Zhang Zhichen (Bai Qing) and Yuwen (Hu Jing Fan) were childhood sweathearts, but, there was no matchmaker involved so the two could never get married. Then war broke out.

10 years have passed and now Yuwen is married to Dai Liyan (Wu Jun). Though things are not going well. Liyan is sick and the marriage is now a loveless one. That is to say if these two were ever in love to begin with.

Zhichen enters both of their lives again as he knows Liyan. Both Liyan doesn't know the past wife and Zhichen share.

The movie is beautifully told. The cinematography captures a tenderness to the story. And Zhuangzhuang displays his terrific eye as a director. The script manages to avoid several cliches that would have appeared if this were an American film. In which case it would have been a overly sentimental WW2 story.
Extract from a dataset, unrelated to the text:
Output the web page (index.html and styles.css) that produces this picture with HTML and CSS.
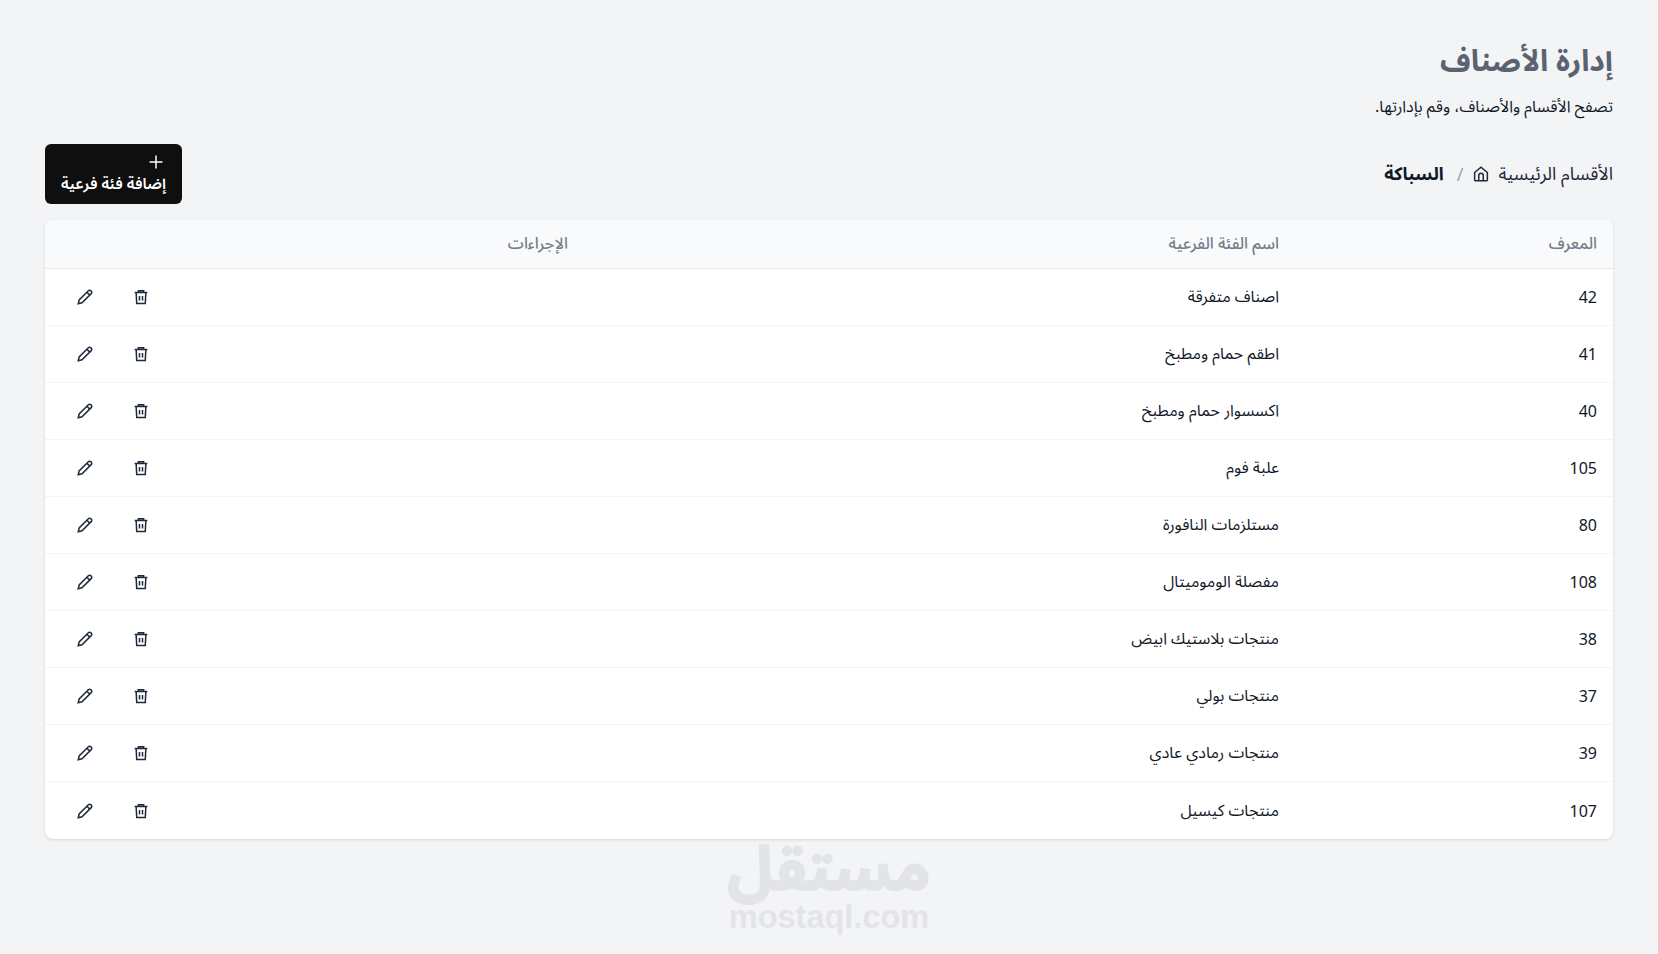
FILE: index.html
```html
<!DOCTYPE html>
<html lang="ar" dir="rtl">
<head>
<meta charset="utf-8">
<title>إدارة الأصناف</title>
<link rel="stylesheet" href="styles.css">
</head>
<body>
<main class="page">
  <header class="head">
    <h1 class="title">إدارة الأصناف</h1>
    <p class="sub">تصفح الأقسام والأصناف، وقم بإدارتها.</p>
  </header>
  <div class="bar">
    <nav class="crumbs">
      <span class="crumb">الأقسام الرئيسية</span>
      <svg class="home" viewBox="0 0 24 24"><path d="M3.500 10 12 3l8.500 7v9.500a1.500 1.500 0 0 1-1.500 1.500H5a1.500 1.500 0 0 1-1.500-1.500z"/><path d="M9 21v-7a3 3 0 0 1 6 0v7"/></svg>
      <span class="sep">/</span>
      <strong class="current">السباكة</strong>
    </nav>
    <button class="add">
      <svg class="plus" viewBox="0 0 16 16"><path d="M8 1.500v13M1.500 8h13"/></svg>
      <span class="add-label">إضافة فئة فرعية</span>
    </button>
  </div>
  <section class="card">
    <table class="table">
      <thead>
        <tr><th class="c-id">المعرف</th><th class="c-name">اسم الفئة الفرعية</th><th class="c-act">الإجراءات</th></tr>
      </thead>
      <tbody>
        <tr><td>42</td><td>اصناف متفرقة</td><td><div class="acts"><svg class="ico" viewBox="0 0 24 24"><use href="#trash"/></svg><svg class="ico" viewBox="0 0 24 24"><use href="#pencil"/></svg></div></td></tr>
        <tr><td>41</td><td>اطقم حمام ومطبخ</td><td><div class="acts"><svg class="ico" viewBox="0 0 24 24"><use href="#trash"/></svg><svg class="ico" viewBox="0 0 24 24"><use href="#pencil"/></svg></div></td></tr>
        <tr><td>40</td><td>اكسسوار حمام ومطبخ</td><td><div class="acts"><svg class="ico" viewBox="0 0 24 24"><use href="#trash"/></svg><svg class="ico" viewBox="0 0 24 24"><use href="#pencil"/></svg></div></td></tr>
        <tr><td>105</td><td>علبة فوم</td><td><div class="acts"><svg class="ico" viewBox="0 0 24 24"><use href="#trash"/></svg><svg class="ico" viewBox="0 0 24 24"><use href="#pencil"/></svg></div></td></tr>
        <tr><td>80</td><td>مستلزمات النافورة</td><td><div class="acts"><svg class="ico" viewBox="0 0 24 24"><use href="#trash"/></svg><svg class="ico" viewBox="0 0 24 24"><use href="#pencil"/></svg></div></td></tr>
        <tr><td>108</td><td>مفصلة الوموميتال</td><td><div class="acts"><svg class="ico" viewBox="0 0 24 24"><use href="#trash"/></svg><svg class="ico" viewBox="0 0 24 24"><use href="#pencil"/></svg></div></td></tr>
        <tr><td>38</td><td>منتجات بلاستيك ابيض</td><td><div class="acts"><svg class="ico" viewBox="0 0 24 24"><use href="#trash"/></svg><svg class="ico" viewBox="0 0 24 24"><use href="#pencil"/></svg></div></td></tr>
        <tr><td>37</td><td>منتجات بولي</td><td><div class="acts"><svg class="ico" viewBox="0 0 24 24"><use href="#trash"/></svg><svg class="ico" viewBox="0 0 24 24"><use href="#pencil"/></svg></div></td></tr>
        <tr><td>39</td><td>منتجات رمادي عادي</td><td><div class="acts"><svg class="ico" viewBox="0 0 24 24"><use href="#trash"/></svg><svg class="ico" viewBox="0 0 24 24"><use href="#pencil"/></svg></div></td></tr>
        <tr><td>107</td><td>منتجات كيسيل</td><td><div class="acts"><svg class="ico" viewBox="0 0 24 24"><use href="#trash"/></svg><svg class="ico" viewBox="0 0 24 24"><use href="#pencil"/></svg></div></td></tr>
      </tbody>
    </table>
  </section>
  <div class="mark" dir="ltr">
    <div class="mark-ar" dir="rtl">مستقل</div>
    <div class="mark-en">mostaql.com</div>
  </div>
</main>
<svg class="defs" aria-hidden="true">
  <symbol id="trash" viewBox="0 0 24 24"><path d="M3.500 6h17M8.500 6V3.500h7V6M5.500 6l.8 14.500h11.400L18.500 6M10 10.500v6M14 10.500v6"/></symbol>
  <symbol id="pencil" viewBox="0 0 24 24"><path d="M3 21l1.200-5L16.500 3.700a2.300 2.300 0 0 1 3.300 0l.5.5a2.300 2.300 0 0 1 0 3.300L8 19.800zM14.500 5.700l3.800 3.800"/></symbol>
</svg>
</body>
</html>
```
FILE: styles.css
```css
* { box-sizing: border-box; }
html, body { margin: 0; height: 100%; }
body {
  background: #f3f4f6;
  color: #111827;
  font-family: "Noto Sans", "Noto Sans Arabic", sans-serif;
  font-size: 16px;
  overflow: hidden;
}
.page { padding: 32px 45px 0; }
.head { height: 112px; }
.title {
  margin: 0;
  padding-top: 8px;
  color: #5b6270;
  font-size: 30px;
  font-weight: 700;
  line-height: 40px;
}
.sub { margin: 15px 0 0; font-size: 16px; line-height: 23px; color: #111827; }
.bar {
  display: flex;
  justify-content: space-between;
  align-items: center;
  height: 60px;
  margin-bottom: 16px;
}
.crumbs { display: flex; align-items: center; gap: 9px; font-size: 18px; }
.crumb { color: #1f2937; }
.home { width: 18px; height: 18px; margin-right: -1px; fill: none; stroke: #1f2937; stroke-width: 2; }
.sep { color: #9ca3af; margin-left: 4px; }
.current { font-weight: 700; color: #111827; }
.add {
  display: flex;
  flex-direction: column;
  align-items: flex-start;
  width: 137px;
  height: 60px;
  padding: 10px 16px 0;
  background: #0f0f10;
  color: #fff;
  border: 0;
  border-radius: 6px;
  font-family: "Noto Sans", "Noto Sans Arabic", sans-serif;
  font-size: 15.500px;
  font-weight: 600;
  line-height: 26px;
}
.add-label { white-space: nowrap; }
.plus { width: 16px; height: 16px; margin-right: 2px; fill: none; stroke: #fff; stroke-width: 1.500; }
.card {
  background: #fff;
  border-radius: 8px;
  overflow: hidden;
  box-shadow: 0 1px 3px rgba(0,0,0,.12);
}
.table { width: 100%; border-collapse: separate; border-spacing: 0; table-layout: fixed; }
th {
  height: 49px;
  padding: 0 16px;
  text-align: right;
  font-size: 16px;
  font-weight: 500;
  color: #757c89;
  background: #f9fafb;
  border-bottom: 1px solid #e5e7eb;
}
.c-id { width: 318px; }
.c-name { width: 711px; }
td {
  height: 57px;
  padding: 0 16px;
  font-size: 16px;
  color: #111827;
  border-bottom: 1px solid #f3f4f6;
}
tr:last-child td { border-bottom: 0; }
.acts { display: flex; justify-content: flex-end; gap: 38px; padding-left: 15px; }
.ico { width: 18px; height: 18px; fill: none; stroke: #1e293b; stroke-width: 2; }
.defs { display: none; }
.mark { margin-top: 2px; text-align: center; color: #e3e4e7; font-family: "Liberation Sans", sans-serif; font-weight: 700; }
.mark-ar { font-size: 61px; line-height: 60px; font-family: "Noto Sans Arabic", sans-serif; -webkit-text-stroke: 2px #e3e4e7; }
.mark-en { font-size: 32.500px; line-height: 32px; }
```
Think "Waterloo Bridge".

"Springtime in a Small Town" is really more than just a love story, although if as you watch it you see nothing more, that's fine, the story still works as an old-fashion love triangle.

Bottom-line: Not as emotionally involving as Zhuangzhuang's last film, it is still a lovely told story dealing with social customs and regrets of the past and regrets that are still to come.